#### [DIRECTION]
Write out the material exactly. Do not include the pictures.

== == ==

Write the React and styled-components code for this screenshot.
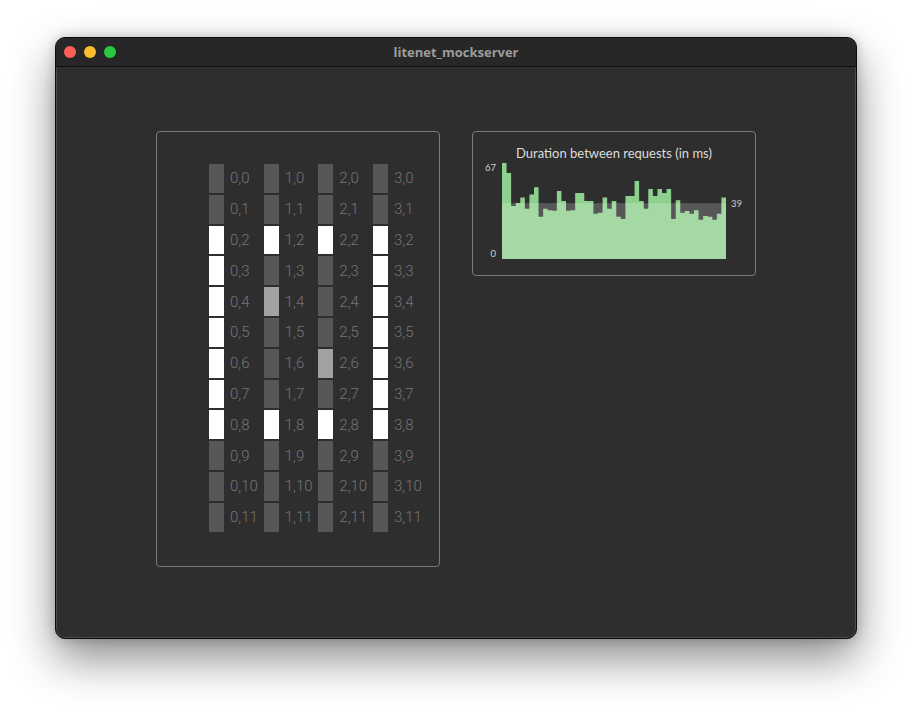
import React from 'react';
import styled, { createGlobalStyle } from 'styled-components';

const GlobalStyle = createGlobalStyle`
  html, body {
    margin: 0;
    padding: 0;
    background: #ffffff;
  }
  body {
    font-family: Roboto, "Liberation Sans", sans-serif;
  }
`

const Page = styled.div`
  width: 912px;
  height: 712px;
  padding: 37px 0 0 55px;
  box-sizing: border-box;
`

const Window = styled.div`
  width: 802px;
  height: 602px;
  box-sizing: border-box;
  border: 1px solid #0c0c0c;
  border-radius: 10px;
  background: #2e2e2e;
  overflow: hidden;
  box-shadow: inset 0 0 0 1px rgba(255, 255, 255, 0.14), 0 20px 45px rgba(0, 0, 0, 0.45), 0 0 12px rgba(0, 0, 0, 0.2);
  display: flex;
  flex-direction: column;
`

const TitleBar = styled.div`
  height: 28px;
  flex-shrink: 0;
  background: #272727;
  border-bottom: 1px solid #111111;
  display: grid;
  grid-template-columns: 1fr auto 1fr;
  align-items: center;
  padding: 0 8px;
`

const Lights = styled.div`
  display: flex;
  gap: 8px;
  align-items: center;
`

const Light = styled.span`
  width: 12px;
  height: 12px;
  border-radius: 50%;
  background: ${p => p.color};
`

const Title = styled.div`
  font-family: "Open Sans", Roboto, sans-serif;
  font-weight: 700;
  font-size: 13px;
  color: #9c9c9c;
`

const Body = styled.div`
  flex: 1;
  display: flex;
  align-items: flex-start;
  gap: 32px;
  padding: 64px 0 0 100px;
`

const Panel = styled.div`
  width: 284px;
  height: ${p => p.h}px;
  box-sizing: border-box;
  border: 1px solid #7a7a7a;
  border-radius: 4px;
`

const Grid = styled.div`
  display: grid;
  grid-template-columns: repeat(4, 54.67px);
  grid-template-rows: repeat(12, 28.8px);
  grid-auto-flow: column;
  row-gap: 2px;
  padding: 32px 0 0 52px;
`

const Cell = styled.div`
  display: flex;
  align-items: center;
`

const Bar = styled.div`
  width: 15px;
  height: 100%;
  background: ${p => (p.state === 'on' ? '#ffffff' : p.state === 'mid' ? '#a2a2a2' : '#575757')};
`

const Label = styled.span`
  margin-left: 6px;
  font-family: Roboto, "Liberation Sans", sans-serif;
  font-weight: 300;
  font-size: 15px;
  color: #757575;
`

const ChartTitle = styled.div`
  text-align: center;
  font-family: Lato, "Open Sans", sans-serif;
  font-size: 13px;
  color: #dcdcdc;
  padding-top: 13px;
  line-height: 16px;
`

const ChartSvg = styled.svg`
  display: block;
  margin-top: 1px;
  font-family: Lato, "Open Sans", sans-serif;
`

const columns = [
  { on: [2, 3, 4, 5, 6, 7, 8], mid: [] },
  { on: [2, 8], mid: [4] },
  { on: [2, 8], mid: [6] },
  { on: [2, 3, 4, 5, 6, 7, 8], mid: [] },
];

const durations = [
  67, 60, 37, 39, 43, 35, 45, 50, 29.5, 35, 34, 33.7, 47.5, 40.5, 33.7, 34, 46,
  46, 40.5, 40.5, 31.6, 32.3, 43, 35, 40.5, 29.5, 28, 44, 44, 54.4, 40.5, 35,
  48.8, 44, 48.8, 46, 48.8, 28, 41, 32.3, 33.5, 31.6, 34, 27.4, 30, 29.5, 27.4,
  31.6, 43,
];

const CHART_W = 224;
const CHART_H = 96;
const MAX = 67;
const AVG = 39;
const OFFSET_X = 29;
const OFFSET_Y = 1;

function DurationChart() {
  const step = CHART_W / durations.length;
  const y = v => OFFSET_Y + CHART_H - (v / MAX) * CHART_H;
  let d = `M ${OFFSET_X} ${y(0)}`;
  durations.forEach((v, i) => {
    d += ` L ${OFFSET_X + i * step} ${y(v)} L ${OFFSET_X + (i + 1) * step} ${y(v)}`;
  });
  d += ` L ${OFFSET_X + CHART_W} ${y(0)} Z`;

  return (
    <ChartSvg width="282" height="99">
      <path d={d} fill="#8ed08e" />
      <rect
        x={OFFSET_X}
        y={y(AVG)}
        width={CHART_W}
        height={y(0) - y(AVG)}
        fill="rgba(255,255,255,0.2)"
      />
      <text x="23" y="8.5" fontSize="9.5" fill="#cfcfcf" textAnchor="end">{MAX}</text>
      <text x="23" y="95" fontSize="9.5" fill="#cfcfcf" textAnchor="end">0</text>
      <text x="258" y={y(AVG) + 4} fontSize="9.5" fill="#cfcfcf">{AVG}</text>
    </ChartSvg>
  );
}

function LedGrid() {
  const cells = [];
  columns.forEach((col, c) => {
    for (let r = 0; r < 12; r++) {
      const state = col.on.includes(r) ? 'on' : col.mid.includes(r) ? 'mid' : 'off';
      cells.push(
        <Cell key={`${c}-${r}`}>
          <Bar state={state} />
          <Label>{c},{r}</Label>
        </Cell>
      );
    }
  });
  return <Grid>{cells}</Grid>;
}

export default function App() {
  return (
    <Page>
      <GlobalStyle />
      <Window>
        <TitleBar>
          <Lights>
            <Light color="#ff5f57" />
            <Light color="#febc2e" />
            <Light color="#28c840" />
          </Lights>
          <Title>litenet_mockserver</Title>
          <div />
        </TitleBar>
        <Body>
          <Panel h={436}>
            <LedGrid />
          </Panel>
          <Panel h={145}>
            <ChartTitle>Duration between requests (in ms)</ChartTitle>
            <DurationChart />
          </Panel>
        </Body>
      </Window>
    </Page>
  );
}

== == ==

#### [COMPLETED EXERCISE]
Write the React and styled-components code for this screenshot.
import React from 'react';
import styled, { createGlobalStyle } from 'styled-components';

const GlobalStyle = createGlobalStyle`
  html, body {
    margin: 0;
    padding: 0;
    background: #ffffff;
  }
  body {
    font-family: Roboto, "Liberation Sans", sans-serif;
  }
`

const Page = styled.div`
  width: 912px;
  height: 712px;
  padding: 37px 0 0 55px;
  box-sizing: border-box;
`

const Window = styled.div`
  width: 802px;
  height: 602px;
  box-sizing: border-box;
  border: 1px solid #0c0c0c;
  border-radius: 10px;
  background: #2e2e2e;
  overflow: hidden;
  box-shadow: inset 0 0 0 1px rgba(255, 255, 255, 0.14), 0 20px 45px rgba(0, 0, 0, 0.45), 0 0 12px rgba(0, 0, 0, 0.2);
  display: flex;
  flex-direction: column;
`

const TitleBar = styled.div`
  height: 28px;
  flex-shrink: 0;
  background: #272727;
  border-bottom: 1px solid #111111;
  display: grid;
  grid-template-columns: 1fr auto 1fr;
  align-items: center;
  padding: 0 8px;
`

const Lights = styled.div`
  display: flex;
  gap: 8px;
  align-items: center;
`

const Light = styled.span`
  width: 12px;
  height: 12px;
  border-radius: 50%;
  background: ${p => p.color};
`

const Title = styled.div`
  font-family: "Open Sans", Roboto, sans-serif;
  font-weight: 700;
  font-size: 13px;
  color: #9c9c9c;
`

const Body = styled.div`
  flex: 1;
  display: flex;
  align-items: flex-start;
  gap: 32px;
  padding: 64px 0 0 100px;
`

const Panel = styled.div`
  width: 284px;
  height: ${p => p.h}px;
  box-sizing: border-box;
  border: 1px solid #7a7a7a;
  border-radius: 4px;
`

const Grid = styled.div`
  display: grid;
  grid-template-columns: repeat(4, 54.67px);
  grid-template-rows: repeat(12, 28.8px);
  grid-auto-flow: column;
  row-gap: 2px;
  padding: 32px 0 0 52px;
`

const Cell = styled.div`
  display: flex;
  align-items: center;
`

const Bar = styled.div`
  width: 15px;
  height: 100%;
  background: ${p => (p.state === 'on' ? '#ffffff' : p.state === 'mid' ? '#a2a2a2' : '#575757')};
`

const Label = styled.span`
  margin-left: 6px;
  font-family: Roboto, "Liberation Sans", sans-serif;
  font-weight: 300;
  font-size: 15px;
  color: #757575;
`

const ChartTitle = styled.div`
  text-align: center;
  font-family: Lato, "Open Sans", sans-serif;
  font-size: 13px;
  color: #dcdcdc;
  padding-top: 13px;
  line-height: 16px;
`

const ChartSvg = styled.svg`
  display: block;
  margin-top: 1px;
  font-family: Lato, "Open Sans", sans-serif;
`

const columns = [
  { on: [2, 3, 4, 5, 6, 7, 8], mid: [] },
  { on: [2, 8], mid: [4] },
  { on: [2, 8], mid: [6] },
  { on: [2, 3, 4, 5, 6, 7, 8], mid: [] },
];

const durations = [
  67, 60, 37, 39, 43, 35, 45, 50, 29.5, 35, 34, 33.7, 47.5, 40.5, 33.7, 34, 46,
  46, 40.5, 40.5, 31.6, 32.3, 43, 35, 40.5, 29.5, 28, 44, 44, 54.4, 40.5, 35,
  48.8, 44, 48.8, 46, 48.8, 28, 41, 32.3, 33.5, 31.6, 34, 27.4, 30, 29.5, 27.4,
  31.6, 43,
];

const CHART_W = 224;
const CHART_H = 96;
const MAX = 67;
const AVG = 39;
const OFFSET_X = 29;
const OFFSET_Y = 1;

function DurationChart() {
  const step = CHART_W / durations.length;
  const y = v => OFFSET_Y + CHART_H - (v / MAX) * CHART_H;
  let d = `M ${OFFSET_X} ${y(0)}`;
  durations.forEach((v, i) => {
    d += ` L ${OFFSET_X + i * step} ${y(v)} L ${OFFSET_X + (i + 1) * step} ${y(v)}`;
  });
  d += ` L ${OFFSET_X + CHART_W} ${y(0)} Z`;

  return (
    <ChartSvg width="282" height="99">
      <path d={d} fill="#8ed08e" />
      <rect
        x={OFFSET_X}
        y={y(AVG)}
        width={CHART_W}
        height={y(0) - y(AVG)}
        fill="rgba(255,255,255,0.2)"
      />
      <text x="23" y="8.5" fontSize="9.5" fill="#cfcfcf" textAnchor="end">{MAX}</text>
      <text x="23" y="95" fontSize="9.5" fill="#cfcfcf" textAnchor="end">0</text>
      <text x="258" y={y(AVG) + 4} fontSize="9.5" fill="#cfcfcf">{AVG}</text>
    </ChartSvg>
  );
}

function LedGrid() {
  const cells = [];
  columns.forEach((col, c) => {
    for (let r = 0; r < 12; r++) {
      const state = col.on.includes(r) ? 'on' : col.mid.includes(r) ? 'mid' : 'off';
      cells.push(
        <Cell key={`${c}-${r}`}>
          <Bar state={state} />
          <Label>{c},{r}</Label>
        </Cell>
      );
    }
  });
  return <Grid>{cells}</Grid>;
}

export default function App() {
  return (
    <Page>
      <GlobalStyle />
      <Window>
        <TitleBar>
          <Lights>
            <Light color="#ff5f57" />
            <Light color="#febc2e" />
            <Light color="#28c840" />
          </Lights>
          <Title>litenet_mockserver</Title>
          <div />
        </TitleBar>
        <Body>
          <Panel h={436}>
            <LedGrid />
          </Panel>
          <Panel h={145}>
            <ChartTitle>Duration between requests (in ms)</ChartTitle>
            <DurationChart />
          </Panel>
        </Body>
      </Window>
    </Page>
  );
}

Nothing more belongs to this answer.